● PROBLEM TO WORK ON:
Look through the listing for the word "full". Copy each line that has it.

==== AVAILABLE DATA

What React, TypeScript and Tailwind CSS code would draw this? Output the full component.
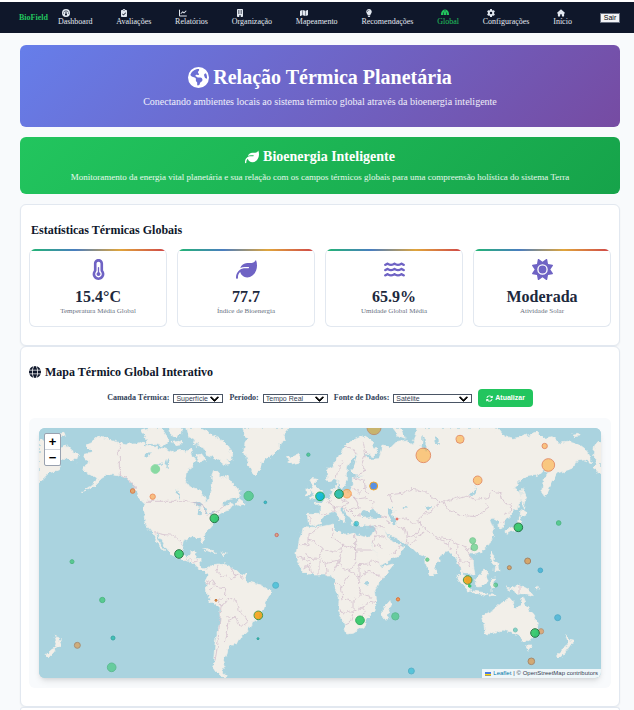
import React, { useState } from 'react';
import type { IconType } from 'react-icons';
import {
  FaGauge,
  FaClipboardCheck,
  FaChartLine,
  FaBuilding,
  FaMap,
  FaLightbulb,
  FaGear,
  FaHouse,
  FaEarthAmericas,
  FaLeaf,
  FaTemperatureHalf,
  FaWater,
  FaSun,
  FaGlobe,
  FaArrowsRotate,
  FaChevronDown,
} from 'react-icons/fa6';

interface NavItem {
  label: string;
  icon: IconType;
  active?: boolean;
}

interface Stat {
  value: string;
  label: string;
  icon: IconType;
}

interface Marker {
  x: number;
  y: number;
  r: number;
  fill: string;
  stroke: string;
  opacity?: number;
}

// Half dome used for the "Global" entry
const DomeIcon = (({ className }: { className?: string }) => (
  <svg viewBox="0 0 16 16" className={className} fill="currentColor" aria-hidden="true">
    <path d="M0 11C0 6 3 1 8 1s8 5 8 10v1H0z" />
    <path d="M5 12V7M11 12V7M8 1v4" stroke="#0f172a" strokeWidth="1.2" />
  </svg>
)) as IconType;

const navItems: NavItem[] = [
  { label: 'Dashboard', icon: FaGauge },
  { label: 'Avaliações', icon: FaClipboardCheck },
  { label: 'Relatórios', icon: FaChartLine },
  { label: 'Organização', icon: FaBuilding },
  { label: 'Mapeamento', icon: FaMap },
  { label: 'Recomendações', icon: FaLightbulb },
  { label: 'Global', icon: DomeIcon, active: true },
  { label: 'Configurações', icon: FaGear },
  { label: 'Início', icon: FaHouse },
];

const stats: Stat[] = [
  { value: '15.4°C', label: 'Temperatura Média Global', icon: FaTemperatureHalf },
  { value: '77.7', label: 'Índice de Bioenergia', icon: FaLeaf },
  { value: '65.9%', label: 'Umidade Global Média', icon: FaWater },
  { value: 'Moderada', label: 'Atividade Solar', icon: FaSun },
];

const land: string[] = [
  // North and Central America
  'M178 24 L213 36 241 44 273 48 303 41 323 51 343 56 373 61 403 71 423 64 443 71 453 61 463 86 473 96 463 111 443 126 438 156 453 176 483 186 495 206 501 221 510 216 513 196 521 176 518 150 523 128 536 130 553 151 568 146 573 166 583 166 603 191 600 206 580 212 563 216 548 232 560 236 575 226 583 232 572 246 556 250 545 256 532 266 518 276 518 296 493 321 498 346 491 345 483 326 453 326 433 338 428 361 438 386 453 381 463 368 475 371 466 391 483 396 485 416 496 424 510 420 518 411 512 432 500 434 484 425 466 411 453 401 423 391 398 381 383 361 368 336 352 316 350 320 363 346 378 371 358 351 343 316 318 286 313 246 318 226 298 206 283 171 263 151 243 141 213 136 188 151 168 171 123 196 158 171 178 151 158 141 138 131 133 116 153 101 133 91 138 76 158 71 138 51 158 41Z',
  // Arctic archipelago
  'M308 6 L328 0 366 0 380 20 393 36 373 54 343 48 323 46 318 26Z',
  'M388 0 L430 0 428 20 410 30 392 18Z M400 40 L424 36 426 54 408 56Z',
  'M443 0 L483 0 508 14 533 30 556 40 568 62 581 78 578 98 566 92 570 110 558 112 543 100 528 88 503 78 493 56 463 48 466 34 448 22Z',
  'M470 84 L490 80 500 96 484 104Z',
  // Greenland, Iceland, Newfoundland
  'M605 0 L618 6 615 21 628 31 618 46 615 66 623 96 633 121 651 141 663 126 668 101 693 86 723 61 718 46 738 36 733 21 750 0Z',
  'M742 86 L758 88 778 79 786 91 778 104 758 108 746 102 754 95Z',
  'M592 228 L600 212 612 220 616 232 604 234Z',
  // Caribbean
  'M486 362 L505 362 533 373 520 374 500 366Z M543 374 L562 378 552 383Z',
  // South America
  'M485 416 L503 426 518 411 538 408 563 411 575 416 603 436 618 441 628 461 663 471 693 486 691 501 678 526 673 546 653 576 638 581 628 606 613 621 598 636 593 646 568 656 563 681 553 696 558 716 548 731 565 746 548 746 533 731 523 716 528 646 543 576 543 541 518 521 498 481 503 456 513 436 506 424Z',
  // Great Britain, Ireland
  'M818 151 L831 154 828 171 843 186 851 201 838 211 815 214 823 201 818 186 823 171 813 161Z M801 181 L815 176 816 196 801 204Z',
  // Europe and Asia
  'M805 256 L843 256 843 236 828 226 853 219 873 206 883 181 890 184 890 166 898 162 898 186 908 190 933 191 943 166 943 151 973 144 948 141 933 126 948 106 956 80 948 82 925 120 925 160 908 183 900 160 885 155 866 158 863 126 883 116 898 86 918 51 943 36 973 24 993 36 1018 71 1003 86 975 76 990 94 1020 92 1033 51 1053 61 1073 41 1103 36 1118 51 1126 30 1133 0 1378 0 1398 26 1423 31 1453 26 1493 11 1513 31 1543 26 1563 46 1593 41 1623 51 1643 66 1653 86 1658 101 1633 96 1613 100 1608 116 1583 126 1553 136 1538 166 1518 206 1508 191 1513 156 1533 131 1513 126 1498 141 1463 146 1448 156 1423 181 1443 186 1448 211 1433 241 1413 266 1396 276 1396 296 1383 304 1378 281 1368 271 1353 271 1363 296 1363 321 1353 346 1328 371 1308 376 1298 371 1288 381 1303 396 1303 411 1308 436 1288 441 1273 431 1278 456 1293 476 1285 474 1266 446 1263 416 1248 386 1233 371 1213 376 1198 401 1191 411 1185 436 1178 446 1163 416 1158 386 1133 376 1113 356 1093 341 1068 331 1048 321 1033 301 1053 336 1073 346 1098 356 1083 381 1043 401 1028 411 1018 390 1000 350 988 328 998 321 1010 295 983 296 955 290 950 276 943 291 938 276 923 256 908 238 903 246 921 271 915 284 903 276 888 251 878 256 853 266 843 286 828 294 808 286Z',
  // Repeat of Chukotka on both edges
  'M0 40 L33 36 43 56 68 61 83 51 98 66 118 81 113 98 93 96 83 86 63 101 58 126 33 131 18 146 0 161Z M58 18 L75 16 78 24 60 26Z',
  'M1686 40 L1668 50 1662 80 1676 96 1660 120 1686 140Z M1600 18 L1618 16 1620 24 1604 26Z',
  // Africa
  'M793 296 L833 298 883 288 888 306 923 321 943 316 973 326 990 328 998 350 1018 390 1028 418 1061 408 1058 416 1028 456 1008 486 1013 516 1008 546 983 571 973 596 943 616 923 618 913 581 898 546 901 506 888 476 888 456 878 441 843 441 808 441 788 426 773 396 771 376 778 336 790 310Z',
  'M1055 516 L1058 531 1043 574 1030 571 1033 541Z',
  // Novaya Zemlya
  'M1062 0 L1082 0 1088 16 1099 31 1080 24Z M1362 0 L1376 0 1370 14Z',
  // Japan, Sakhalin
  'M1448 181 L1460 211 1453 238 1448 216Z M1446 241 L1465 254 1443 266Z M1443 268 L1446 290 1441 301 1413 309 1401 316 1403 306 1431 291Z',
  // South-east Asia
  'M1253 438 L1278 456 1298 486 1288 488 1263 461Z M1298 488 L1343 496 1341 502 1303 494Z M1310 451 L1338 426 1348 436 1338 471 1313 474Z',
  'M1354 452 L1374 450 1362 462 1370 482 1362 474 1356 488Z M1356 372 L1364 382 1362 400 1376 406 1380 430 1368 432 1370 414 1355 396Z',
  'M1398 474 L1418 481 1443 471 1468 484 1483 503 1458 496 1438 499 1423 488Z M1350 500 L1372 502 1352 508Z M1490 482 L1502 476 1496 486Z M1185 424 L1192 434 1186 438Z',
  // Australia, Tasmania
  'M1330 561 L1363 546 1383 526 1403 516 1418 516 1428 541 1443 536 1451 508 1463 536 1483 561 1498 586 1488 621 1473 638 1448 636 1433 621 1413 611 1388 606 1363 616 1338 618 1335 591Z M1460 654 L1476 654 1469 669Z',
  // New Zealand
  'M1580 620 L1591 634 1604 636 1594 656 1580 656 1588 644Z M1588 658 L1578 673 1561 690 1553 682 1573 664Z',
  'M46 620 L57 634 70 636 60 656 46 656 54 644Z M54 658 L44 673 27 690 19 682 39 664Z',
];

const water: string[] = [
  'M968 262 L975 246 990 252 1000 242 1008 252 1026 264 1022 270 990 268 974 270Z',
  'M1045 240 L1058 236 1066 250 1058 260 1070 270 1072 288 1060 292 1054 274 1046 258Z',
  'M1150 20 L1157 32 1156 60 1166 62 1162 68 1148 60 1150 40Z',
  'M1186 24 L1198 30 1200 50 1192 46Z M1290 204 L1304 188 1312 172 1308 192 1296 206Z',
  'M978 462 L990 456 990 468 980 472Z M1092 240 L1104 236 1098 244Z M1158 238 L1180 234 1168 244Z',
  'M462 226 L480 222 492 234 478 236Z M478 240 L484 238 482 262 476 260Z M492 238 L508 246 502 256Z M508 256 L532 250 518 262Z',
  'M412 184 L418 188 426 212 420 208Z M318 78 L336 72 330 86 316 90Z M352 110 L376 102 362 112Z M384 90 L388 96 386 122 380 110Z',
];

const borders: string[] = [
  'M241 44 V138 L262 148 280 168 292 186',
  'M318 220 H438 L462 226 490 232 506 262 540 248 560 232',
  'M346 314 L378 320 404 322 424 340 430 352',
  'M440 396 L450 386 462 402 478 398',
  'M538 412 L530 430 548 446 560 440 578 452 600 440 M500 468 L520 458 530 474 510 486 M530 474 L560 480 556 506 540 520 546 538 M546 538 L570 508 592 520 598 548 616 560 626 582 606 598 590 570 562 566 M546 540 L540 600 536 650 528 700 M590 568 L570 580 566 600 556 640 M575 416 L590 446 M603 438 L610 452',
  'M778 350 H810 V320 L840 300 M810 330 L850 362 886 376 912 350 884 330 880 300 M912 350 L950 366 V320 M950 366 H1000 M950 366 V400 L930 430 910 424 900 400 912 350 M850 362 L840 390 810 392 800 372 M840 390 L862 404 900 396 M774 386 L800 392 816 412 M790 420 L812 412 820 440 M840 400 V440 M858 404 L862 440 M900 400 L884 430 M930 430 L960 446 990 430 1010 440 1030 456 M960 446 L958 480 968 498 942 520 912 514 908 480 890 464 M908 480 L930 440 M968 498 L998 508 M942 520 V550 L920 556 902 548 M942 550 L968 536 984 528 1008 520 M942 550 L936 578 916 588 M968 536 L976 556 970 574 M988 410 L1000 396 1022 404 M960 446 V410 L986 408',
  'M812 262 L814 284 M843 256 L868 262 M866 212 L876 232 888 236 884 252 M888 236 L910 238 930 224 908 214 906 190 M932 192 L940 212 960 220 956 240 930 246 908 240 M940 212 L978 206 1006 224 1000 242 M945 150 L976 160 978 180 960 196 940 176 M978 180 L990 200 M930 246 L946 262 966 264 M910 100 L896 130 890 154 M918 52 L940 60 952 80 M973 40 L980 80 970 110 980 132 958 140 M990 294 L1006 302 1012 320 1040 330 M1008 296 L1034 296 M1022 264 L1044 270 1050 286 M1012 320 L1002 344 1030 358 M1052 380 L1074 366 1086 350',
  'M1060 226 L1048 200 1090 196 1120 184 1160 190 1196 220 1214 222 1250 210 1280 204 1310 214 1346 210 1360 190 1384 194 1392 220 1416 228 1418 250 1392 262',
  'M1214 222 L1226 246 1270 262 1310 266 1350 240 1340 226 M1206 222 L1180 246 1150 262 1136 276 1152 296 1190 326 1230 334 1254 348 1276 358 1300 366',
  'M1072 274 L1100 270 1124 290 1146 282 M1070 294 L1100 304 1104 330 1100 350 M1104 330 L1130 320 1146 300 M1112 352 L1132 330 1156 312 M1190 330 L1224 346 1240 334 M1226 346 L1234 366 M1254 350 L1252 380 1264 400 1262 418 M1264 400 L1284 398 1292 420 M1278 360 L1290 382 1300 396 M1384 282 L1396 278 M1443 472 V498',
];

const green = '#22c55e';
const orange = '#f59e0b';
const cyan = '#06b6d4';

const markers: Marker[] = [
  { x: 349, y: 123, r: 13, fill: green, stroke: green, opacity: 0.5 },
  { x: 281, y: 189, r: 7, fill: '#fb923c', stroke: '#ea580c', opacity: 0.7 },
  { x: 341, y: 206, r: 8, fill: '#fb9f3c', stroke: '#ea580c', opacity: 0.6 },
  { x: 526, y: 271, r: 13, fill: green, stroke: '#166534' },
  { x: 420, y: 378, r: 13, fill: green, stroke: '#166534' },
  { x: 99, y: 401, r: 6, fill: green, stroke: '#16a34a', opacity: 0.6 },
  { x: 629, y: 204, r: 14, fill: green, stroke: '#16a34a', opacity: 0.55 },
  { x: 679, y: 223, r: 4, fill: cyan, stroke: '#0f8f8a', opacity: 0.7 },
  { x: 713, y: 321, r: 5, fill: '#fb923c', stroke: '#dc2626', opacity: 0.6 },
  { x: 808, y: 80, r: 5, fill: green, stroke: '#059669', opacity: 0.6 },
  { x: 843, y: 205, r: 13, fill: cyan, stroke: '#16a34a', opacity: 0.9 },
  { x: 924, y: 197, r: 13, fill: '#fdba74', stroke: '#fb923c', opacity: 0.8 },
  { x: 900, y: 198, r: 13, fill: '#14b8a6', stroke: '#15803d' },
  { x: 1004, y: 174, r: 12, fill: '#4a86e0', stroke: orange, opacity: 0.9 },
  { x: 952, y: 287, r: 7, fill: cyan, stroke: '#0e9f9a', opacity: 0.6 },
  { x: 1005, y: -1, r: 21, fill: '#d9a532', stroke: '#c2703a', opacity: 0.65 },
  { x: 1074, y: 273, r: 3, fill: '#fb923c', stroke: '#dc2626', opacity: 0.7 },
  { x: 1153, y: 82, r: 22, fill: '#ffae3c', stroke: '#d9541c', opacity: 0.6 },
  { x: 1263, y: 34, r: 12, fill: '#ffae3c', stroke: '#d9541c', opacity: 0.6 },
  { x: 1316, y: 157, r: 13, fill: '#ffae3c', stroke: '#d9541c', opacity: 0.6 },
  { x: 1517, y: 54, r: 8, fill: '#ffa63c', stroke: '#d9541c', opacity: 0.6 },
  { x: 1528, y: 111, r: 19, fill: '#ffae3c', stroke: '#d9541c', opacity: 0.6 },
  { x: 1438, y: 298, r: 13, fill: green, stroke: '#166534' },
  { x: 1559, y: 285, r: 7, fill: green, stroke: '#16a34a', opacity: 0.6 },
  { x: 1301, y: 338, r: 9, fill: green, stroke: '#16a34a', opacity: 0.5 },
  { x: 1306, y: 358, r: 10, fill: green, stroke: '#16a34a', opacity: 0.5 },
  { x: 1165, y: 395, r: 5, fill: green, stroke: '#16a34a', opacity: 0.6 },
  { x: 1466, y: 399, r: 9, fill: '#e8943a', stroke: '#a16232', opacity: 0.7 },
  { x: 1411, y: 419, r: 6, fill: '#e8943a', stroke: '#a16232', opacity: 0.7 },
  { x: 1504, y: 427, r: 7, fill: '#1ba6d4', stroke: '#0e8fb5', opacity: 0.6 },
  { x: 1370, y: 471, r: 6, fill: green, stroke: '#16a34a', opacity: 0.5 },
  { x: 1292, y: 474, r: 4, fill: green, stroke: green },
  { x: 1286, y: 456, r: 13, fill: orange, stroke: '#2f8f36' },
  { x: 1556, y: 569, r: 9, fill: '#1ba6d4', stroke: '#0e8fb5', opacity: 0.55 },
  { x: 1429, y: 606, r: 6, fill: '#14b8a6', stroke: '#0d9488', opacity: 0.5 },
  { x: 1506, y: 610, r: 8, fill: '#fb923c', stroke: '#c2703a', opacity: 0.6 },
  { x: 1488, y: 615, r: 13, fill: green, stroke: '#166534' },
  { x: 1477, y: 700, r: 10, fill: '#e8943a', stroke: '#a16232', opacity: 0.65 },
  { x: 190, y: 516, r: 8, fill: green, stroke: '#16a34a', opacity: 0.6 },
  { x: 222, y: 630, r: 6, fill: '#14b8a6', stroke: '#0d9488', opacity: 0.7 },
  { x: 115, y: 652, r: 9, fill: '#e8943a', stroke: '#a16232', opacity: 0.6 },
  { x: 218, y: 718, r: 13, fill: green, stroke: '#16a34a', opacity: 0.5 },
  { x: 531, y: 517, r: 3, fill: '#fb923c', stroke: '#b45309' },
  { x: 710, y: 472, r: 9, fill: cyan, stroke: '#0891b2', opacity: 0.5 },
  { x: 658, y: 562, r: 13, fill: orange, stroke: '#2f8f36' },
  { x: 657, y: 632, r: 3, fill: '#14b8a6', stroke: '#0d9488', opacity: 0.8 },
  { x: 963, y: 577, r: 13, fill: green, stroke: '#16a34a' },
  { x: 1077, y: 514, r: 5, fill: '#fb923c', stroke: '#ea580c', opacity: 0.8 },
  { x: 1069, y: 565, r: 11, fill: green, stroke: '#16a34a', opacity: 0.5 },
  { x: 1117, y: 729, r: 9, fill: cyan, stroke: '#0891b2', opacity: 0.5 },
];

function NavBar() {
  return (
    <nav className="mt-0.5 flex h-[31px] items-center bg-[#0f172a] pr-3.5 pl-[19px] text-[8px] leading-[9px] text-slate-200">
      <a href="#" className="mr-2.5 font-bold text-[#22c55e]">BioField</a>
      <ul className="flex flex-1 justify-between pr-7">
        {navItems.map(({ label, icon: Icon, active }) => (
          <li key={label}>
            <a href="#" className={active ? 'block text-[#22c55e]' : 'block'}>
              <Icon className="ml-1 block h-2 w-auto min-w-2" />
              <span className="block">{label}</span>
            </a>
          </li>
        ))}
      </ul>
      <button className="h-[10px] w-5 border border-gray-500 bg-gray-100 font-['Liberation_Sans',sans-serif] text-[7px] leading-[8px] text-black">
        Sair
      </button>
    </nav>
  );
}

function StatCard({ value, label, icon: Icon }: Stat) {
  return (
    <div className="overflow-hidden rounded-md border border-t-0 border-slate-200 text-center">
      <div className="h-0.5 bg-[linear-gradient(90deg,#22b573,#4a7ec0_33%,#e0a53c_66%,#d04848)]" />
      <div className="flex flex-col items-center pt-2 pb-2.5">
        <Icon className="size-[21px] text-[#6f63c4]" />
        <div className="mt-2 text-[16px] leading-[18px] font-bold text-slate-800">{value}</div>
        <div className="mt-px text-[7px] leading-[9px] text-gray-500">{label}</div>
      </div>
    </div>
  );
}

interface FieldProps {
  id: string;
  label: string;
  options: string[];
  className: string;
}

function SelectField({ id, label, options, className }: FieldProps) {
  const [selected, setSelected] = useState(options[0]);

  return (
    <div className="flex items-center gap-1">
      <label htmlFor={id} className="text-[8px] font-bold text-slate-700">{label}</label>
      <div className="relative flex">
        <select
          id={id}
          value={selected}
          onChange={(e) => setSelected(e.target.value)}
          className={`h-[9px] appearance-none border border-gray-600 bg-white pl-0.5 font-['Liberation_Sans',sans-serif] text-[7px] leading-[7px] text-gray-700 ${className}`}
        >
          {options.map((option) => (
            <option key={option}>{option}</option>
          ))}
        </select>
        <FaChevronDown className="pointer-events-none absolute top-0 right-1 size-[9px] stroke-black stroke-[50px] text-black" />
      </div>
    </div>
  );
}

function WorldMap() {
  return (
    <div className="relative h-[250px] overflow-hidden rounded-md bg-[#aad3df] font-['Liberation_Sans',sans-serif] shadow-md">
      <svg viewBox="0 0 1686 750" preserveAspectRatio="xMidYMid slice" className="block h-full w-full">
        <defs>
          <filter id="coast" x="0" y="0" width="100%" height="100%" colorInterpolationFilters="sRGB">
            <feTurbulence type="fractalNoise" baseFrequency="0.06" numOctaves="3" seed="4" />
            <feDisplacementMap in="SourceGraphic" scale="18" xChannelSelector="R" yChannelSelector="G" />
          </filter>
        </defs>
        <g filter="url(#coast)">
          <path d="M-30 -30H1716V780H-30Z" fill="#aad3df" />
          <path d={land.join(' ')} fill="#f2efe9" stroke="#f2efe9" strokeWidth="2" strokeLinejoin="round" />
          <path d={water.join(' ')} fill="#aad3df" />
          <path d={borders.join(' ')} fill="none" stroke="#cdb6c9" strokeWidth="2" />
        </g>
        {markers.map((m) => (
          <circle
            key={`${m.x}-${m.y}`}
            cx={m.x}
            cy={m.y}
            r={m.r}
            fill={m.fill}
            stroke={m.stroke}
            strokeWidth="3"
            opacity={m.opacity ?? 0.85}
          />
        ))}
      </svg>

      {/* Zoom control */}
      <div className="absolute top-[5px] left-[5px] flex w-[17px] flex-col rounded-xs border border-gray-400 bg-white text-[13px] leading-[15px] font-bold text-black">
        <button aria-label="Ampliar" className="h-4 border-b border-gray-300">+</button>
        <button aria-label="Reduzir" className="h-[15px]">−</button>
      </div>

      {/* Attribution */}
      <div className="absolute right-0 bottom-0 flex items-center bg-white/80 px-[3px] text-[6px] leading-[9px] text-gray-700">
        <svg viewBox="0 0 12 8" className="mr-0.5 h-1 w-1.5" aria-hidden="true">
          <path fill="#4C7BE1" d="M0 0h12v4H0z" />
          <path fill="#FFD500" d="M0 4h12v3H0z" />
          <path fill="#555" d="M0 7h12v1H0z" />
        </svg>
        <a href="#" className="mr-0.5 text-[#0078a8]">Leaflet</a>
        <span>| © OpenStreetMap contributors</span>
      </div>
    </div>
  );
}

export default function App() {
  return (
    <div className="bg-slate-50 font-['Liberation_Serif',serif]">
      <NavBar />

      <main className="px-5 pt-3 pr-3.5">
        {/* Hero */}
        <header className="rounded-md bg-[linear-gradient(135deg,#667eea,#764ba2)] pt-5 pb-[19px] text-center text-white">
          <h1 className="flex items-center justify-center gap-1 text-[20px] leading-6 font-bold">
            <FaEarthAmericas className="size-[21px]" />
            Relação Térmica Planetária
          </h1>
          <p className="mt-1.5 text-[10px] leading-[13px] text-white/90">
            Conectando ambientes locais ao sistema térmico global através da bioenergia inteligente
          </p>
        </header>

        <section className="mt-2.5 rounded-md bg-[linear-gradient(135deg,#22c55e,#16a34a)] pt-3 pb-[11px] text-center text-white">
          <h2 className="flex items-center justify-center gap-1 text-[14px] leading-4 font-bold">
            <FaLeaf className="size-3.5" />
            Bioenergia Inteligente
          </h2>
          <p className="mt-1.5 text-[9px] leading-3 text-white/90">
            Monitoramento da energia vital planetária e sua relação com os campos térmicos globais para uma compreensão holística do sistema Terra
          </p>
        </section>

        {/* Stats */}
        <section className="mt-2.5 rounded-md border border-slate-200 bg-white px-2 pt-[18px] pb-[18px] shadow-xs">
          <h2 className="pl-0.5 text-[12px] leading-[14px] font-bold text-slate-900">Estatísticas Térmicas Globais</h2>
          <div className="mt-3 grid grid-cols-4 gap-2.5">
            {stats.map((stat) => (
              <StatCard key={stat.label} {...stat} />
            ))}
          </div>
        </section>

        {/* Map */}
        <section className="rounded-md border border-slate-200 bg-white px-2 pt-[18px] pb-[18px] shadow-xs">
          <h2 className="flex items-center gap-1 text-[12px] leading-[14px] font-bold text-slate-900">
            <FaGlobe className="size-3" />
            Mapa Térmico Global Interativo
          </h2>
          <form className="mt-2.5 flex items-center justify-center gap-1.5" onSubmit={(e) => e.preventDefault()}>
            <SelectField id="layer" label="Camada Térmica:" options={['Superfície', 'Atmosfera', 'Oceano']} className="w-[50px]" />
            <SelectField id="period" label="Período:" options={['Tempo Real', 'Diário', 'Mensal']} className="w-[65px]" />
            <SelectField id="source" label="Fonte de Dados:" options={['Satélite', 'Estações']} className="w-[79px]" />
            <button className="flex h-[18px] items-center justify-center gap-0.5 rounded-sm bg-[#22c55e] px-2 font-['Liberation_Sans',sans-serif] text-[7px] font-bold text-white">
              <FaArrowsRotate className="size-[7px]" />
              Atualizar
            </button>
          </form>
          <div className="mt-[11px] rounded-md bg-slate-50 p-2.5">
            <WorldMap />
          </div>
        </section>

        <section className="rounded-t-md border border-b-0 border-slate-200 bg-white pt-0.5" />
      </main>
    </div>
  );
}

========

● EXERCISE SOLUTION:
What React, TypeScript and Tailwind CSS code would draw this? Output the full component.
      <svg viewBox="0 0 1686 750" preserveAspectRatio="xMidYMid slice" className="block h-full w-full">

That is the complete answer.